It's called average speed.
Congratulations on completely missing my point.
The point is that if best practices aren't followed on a mode of transport - ANY mode of transport - delays and inefficiencies arise. When poor operational practices result in an LRT line running slower than it could, you're all out here clamouring to have subways subways subways built everywhere instead, but when the same thing happens on the subway, you're all weirdly silent.
Call a spade a spade - admit that the GTA is no better at subway or bus operations than LRTs - or admit that you're letting your own bias against LRT colour your own perception and arguments.
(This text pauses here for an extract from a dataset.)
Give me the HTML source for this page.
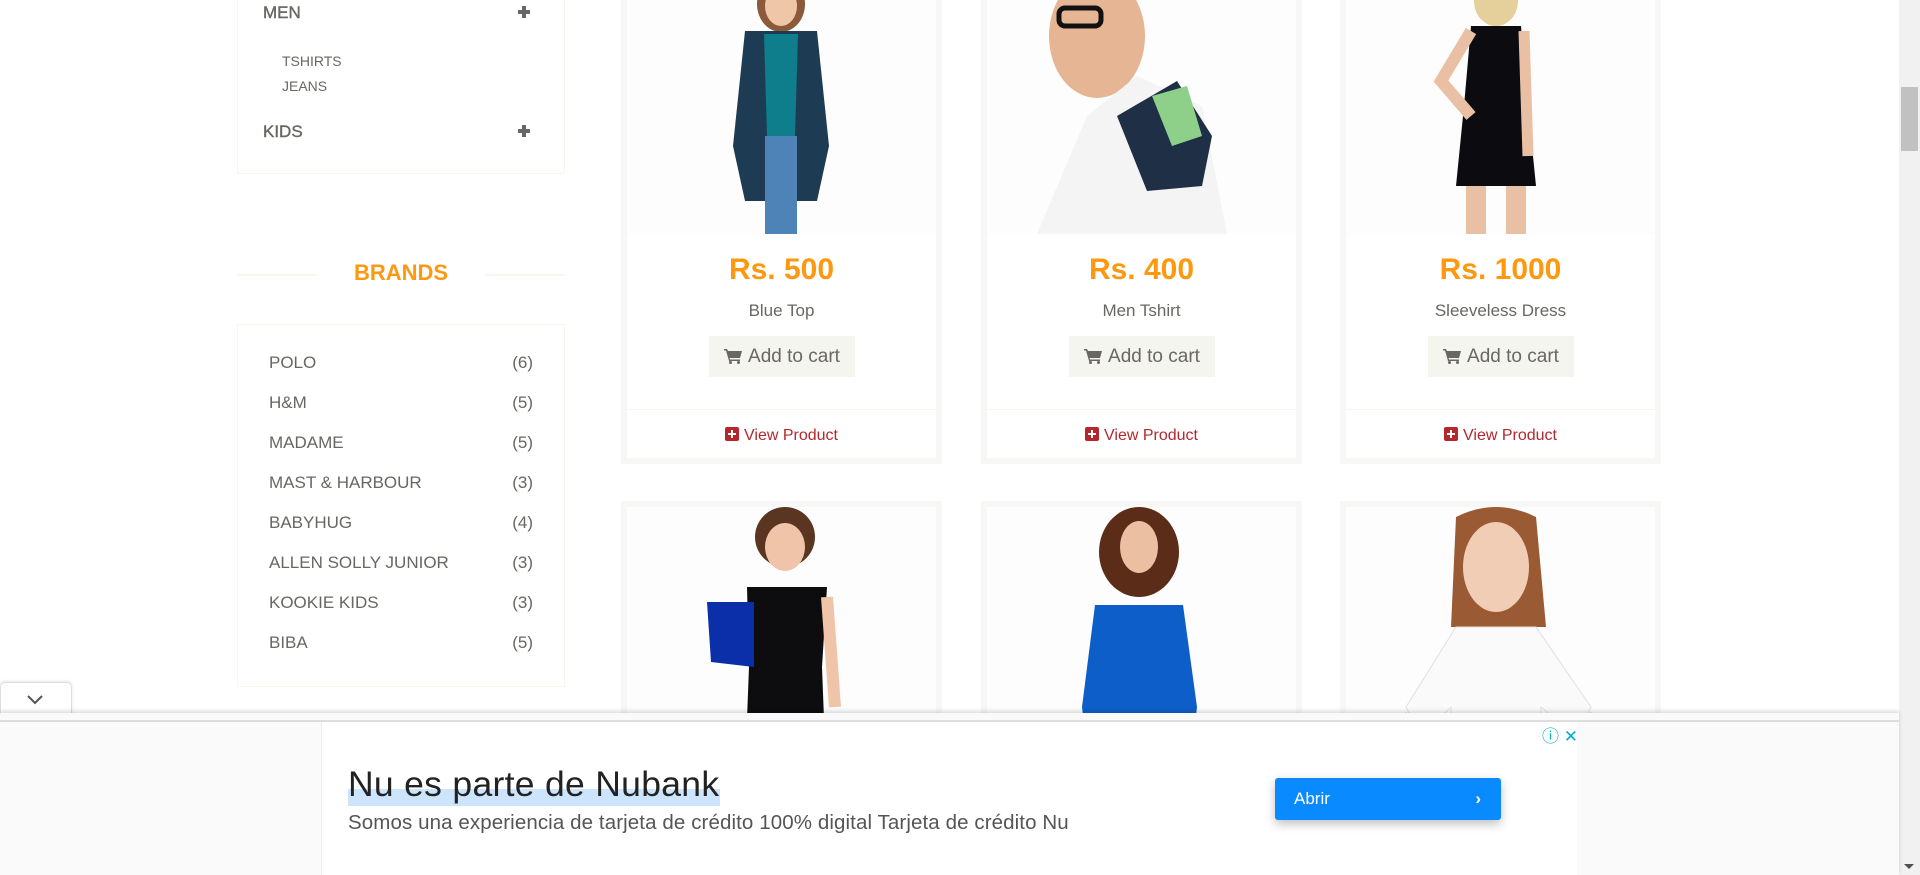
<!DOCTYPE html>
<html><head><meta charset="utf-8"><style>
*{box-sizing:border-box;margin:0;padding:0}
body{width:1920px;height:875px;overflow:hidden;background:#fff;font-family:"Liberation Sans",Roboto,sans-serif;position:relative;color:#696763}
.a{position:absolute}
.panel{position:absolute;border:1px solid #f7f7f0;background:#fff}
.cat{position:absolute;font-size:17px;color:#696763;text-transform:uppercase;-webkit-text-stroke:0.4px #696763}
.plus{position:absolute;width:12px;height:12px}
.plus:before{content:"";position:absolute;left:0;top:4px;width:12px;height:4px;background:#696763}
.plus:after{content:"";position:absolute;left:4px;top:0;width:4px;height:12px;background:#696763}
.sub{position:absolute;font-size:14px;color:#696763}
.brand{position:absolute;left:269px;font-size:17px;color:#696763;width:264px}
.brand span{position:absolute;right:0}
.card{position:absolute;width:321px;border:6px solid #f7f7f5;background:#fff}
.img{position:absolute;left:0;width:309px;background:#fdfdfd;overflow:hidden}
.price{position:absolute;width:309px;text-align:center;color:#FE980F;font-weight:bold;font-size:30px}
.name{position:absolute;width:309px;text-align:center;font-size:17px;color:#696763}
.btn{position:absolute;height:41px;background:#F5F5F0;color:#696763;font-size:19px;line-height:41px;text-align:center}
.btn svg{vertical-align:-2px;margin-right:6px}
.vp{position:absolute;width:309px;text-align:center;color:#B4282D;font-size:16px}
.hr{position:absolute;left:0;width:309px;height:1px;background:#f7f7f0}
.ic{display:inline-block;width:14px;height:14px;background:#B4282D;border-radius:2px;position:relative;vertical-align:-1px;margin-right:5px}
.ic:before{content:"";position:absolute;left:3px;top:6px;width:8px;height:2px;background:#fff}
.ic:after{content:"";position:absolute;left:6px;top:3px;width:2px;height:8px;background:#fff}
</style></head><body>

<div class="panel" style="left:237px;top:-5px;width:328px;height:179px"></div>
<div class="cat" style="left:263px;top:3px">MEN</div>
<div class="plus" style="left:518px;top:6px"></div>
<div class="sub" style="left:282px;top:53px">TSHIRTS</div>
<div class="sub" style="left:282px;top:78px">JEANS</div>
<div class="cat" style="left:263px;top:122px">KIDS</div>
<div class="plus" style="left:518px;top:125px"></div>

<div class="a" style="left:237px;top:274px;width:80px;height:2px;background:#f7f7f0"></div>
<div class="a" style="left:485px;top:274px;width:80px;height:2px;background:#f7f7f0"></div>
<div class="a" style="left:237px;top:260px;width:328px;text-align:center;color:#FE980F;font-weight:bold;font-size:22px">BRANDS</div>
<div class="panel" style="left:237px;top:324px;width:328px;height:363px"></div>
<div class="brand" style="top:353px">POLO<span>(6)</span></div>
<div class="brand" style="top:393px">H&amp;M<span>(5)</span></div>
<div class="brand" style="top:433px">MADAME<span>(5)</span></div>
<div class="brand" style="top:473px">MAST &amp; HARBOUR<span>(3)</span></div>
<div class="brand" style="top:513px">BABYHUG<span>(4)</span></div>
<div class="brand" style="top:553px">ALLEN SOLLY JUNIOR<span>(3)</span></div>
<div class="brand" style="top:593px">KOOKIE KIDS<span>(3)</span></div>
<div class="brand" style="top:633px">BIBA<span>(5)</span></div>

<div class="card" style="left:621px;top:-20px;height:484px">
 <div class="img" style="top:0;height:248px"><svg width="309" height="248">
  <ellipse cx="154" cy="18" rx="24" ry="28" fill="#8a5a3a"/><ellipse cx="154" cy="20" rx="16" ry="20" fill="#f0c6a8"/>
  <path d="M118 45 L190 45 L202 160 L190 215 L118 215 L106 160Z" fill="#1d3b52"/>
  <path d="M137 48 L171 48 L168 150 L140 150Z" fill="#0f7e8c"/>
  <rect x="138" y="150" width="32" height="98" fill="#4e83b8"/>
 </svg></div>
 <div class="price" style="top:267px">Rs. 500</div>
 <div class="name" style="top:315px">Blue Top</div>
 <div class="btn" style="left:82px;top:350px;width:146px"><svg width="18" height="16" viewBox="0 0 18 16"><path d="M0 1 H3 L4 3 H18 L16 10 H5.5 L6 11.5 H16 V13 H5 L2 2.5 H0Z" fill="#696763"/><circle cx="6.5" cy="14.5" r="1.5" fill="#696763"/><circle cx="14.5" cy="14.5" r="1.5" fill="#696763"/></svg>Add to cart</div>
 <div class="hr" style="top:423px"></div>
 <div class="vp" style="top:441px"><span class="ic"></span>View Product</div>
</div>

<div class="card" style="left:981px;top:-20px;height:484px">
 <div class="img" style="top:0;height:248px"><svg width="309" height="248">
  <ellipse cx="110" cy="50" rx="48" ry="62" fill="#e6b594"/>
  <rect x="72" y="22" width="42" height="18" rx="6" fill="none" stroke="#111" stroke-width="5"/>
  <path d="M50 248 L100 130 L150 90 L215 120 L240 248Z" fill="#f4f4f4"/>
  <path d="M130 130 L190 95 L225 150 L215 200 L160 205Z" fill="#1e2f46"/>
  <path d="M165 110 L200 100 L215 150 L185 160Z" fill="#8ed08a"/>
 </svg></div>
 <div class="price" style="top:267px">Rs. 400</div>
 <div class="name" style="top:315px">Men Tshirt</div>
 <div class="btn" style="left:82px;top:350px;width:146px"><svg width="18" height="16" viewBox="0 0 18 16"><path d="M0 1 H3 L4 3 H18 L16 10 H5.5 L6 11.5 H16 V13 H5 L2 2.5 H0Z" fill="#696763"/><circle cx="6.5" cy="14.5" r="1.5" fill="#696763"/><circle cx="14.5" cy="14.5" r="1.5" fill="#696763"/></svg>Add to cart</div>
 <div class="hr" style="top:423px"></div>
 <div class="vp" style="top:441px"><span class="ic"></span>View Product</div>
</div>

<div class="card" style="left:1340px;top:-20px;height:484px">
 <div class="img" style="top:0;height:248px"><svg width="309" height="248">
  <ellipse cx="150" cy="15" rx="22" ry="25" fill="#e5cf9a"/>
  <path d="M125 40 L175 40 L182 120 L190 200 L110 200 L118 120Z" fill="#0c0c10"/>
  <rect x="120" y="200" width="20" height="48" fill="#eac0a4"/><rect x="160" y="200" width="20" height="48" fill="#eac0a4"/>
  <path d="M125 45 L95 95 L125 130" stroke="#eac0a4" stroke-width="12" fill="none"/>
  <path d="M178 45 L182 170" stroke="#eac0a4" stroke-width="11" fill="none"/>
 </svg></div>
 <div class="price" style="top:267px">Rs. 1000</div>
 <div class="name" style="top:315px">Sleeveless Dress</div>
 <div class="btn" style="left:82px;top:350px;width:146px"><svg width="18" height="16" viewBox="0 0 18 16"><path d="M0 1 H3 L4 3 H18 L16 10 H5.5 L6 11.5 H16 V13 H5 L2 2.5 H0Z" fill="#696763"/><circle cx="6.5" cy="14.5" r="1.5" fill="#696763"/><circle cx="14.5" cy="14.5" r="1.5" fill="#696763"/></svg>Add to cart</div>
 <div class="hr" style="top:423px"></div>
 <div class="vp" style="top:441px"><span class="ic"></span>View Product</div>
</div>

<div class="card" style="left:621px;top:501px;height:300px">
 <div class="img" style="top:0;height:290px"><svg width="309" height="290">
  <ellipse cx="158" cy="30" rx="30" ry="30" fill="#5a3522"/><ellipse cx="158" cy="40" rx="20" ry="24" fill="#efc4a8"/>
  <path d="M120 80 L200 80 L195 160 L200 290 L117 290 L122 160Z" fill="#0d0d0f"/>
  <path d="M80 95 L127 95 L127 160 L84 155Z" fill="#0b2fa8"/>
  <path d="M200 90 L208 200" stroke="#efc4a8" stroke-width="12"/>
 </svg></div>
</div>
<div class="card" style="left:981px;top:501px;height:300px">
 <div class="img" style="top:0;height:290px"><svg width="309" height="290">
  <ellipse cx="152" cy="45" rx="40" ry="45" fill="#5b2c18"/><ellipse cx="152" cy="40" rx="19" ry="26" fill="#ebbfa1"/>
  <path d="M108 98 L196 98 L210 200 L200 290 L105 290 L95 200Z" fill="#0e5ec9"/>
 </svg></div>
</div>
<div class="card" style="left:1340px;top:501px;height:300px">
 <div class="img" style="top:0;height:290px"><svg width="309" height="290">
  <path d="M110 10 Q150 -10 190 10 L200 120 L105 120Z" fill="#9a5a33"/><ellipse cx="150" cy="60" rx="33" ry="45" fill="#f1cdb6"/>
  <path d="M60 200 L110 120 L190 120 L245 200 L230 230 L195 200 L195 290 L105 290 L105 200 L75 230Z" fill="#fafafa" stroke="#e0e0e0"/>
  <path d="M20 290 L60 205 L75 230 L45 290Z" fill="#e6b08a"/><path d="M290 290 L245 205 L230 230 L260 290Z" fill="#e6b08a"/>
 </svg></div>
</div>

<div class="a" style="left:1899px;top:0;width:21px;height:875px;background:#f1f1f1"></div>
<div class="a" style="left:1901px;top:87px;width:17px;height:64px;background:#c1c1c1"></div>
<div class="a" style="left:1904px;top:864px;width:0;height:0;border-left:5px solid transparent;border-right:5px solid transparent;border-top:5px solid #505050"></div>

<div class="a" style="left:0;top:682px;width:72px;height:34px;background:#fff;border:1px solid #ddd;border-bottom:none;border-radius:5px 5px 0 0;box-shadow:0 -1px 3px rgba(0,0,0,.1)"></div>
<svg class="a" style="left:26px;top:694px" width="18" height="12"><path d="M2 2 L9 9 L16 2" stroke="#555" stroke-width="2" fill="none"/></svg>
<div class="a" style="left:0;top:713px;width:1899px;height:162px;background:#fafafa;box-shadow:0 -2px 4px rgba(0,0,0,.15)"></div>
<div class="a" style="left:0;top:720px;width:1899px;height:2px;background:#ddd"></div>
<div class="a" style="left:321px;top:722px;width:1256px;height:153px;background:#fff;border-left:1px solid #eee"></div>
<div class="a" style="left:1542px;top:722px;color:#00aecd;font-size:17px">ⓘ ✕</div>
<div class="a" style="left:348px;top:789px;width:372px;height:17px;background:#cde5fc"></div>
<div class="a" style="left:348px;top:764px;font-size:35.5px;color:#222;letter-spacing:0.3px">Nu es parte de Nubank</div>
<div class="a" style="left:348px;top:811px;font-size:20.5px;color:#555;letter-spacing:0.1px">Somos una experiencia de tarjeta de crédito 100% digital Tarjeta de crédito Nu</div>
<div class="a" style="left:1275px;top:778px;width:226px;height:42px;background:#0a8aff;border-radius:3px;box-shadow:0 4px 10px rgba(0,0,0,.25);color:#fff;font-size:17px;line-height:42px;padding-left:19px">Abrir<span style="position:absolute;right:20px;font-weight:bold">›</span></div>
</body></html>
The double standards here are ASTONISHING. World class cities don't have oodles of slow zones that take months to remove, that weren't discovered until an entire line was shut down due to deferred maintenance.
The fact that they've bungled the Finch implementation, and will no doubt do the same on Eglinton, is not a compelling argument to have subways on those corridors instead. It's a compelling argument to criticize the implementation and push for better practices, including traffic priority and higher allowed speeds. Especially Finch, which is perfectly suited for an LRT - if you told a European that you were proposing to build a subway on that corridor instead, they'd laugh in your face.
Also, even the slow zones have a higher average speed than any LRT, streetcar, or bus route.
What a load of bunk! Have you ever ridden a bus in the suburbs? Or an LRT in Europe? With the sole exception of the Yorkdale-Lawrence West slow zone, all of the reduced speed zones have a maximum speed between 15 and 25 km/h, which buses and European LRTs
routinely go faster than. Perhaps people would take your argument more seriously if you didn't make shit up in order to back your argument up.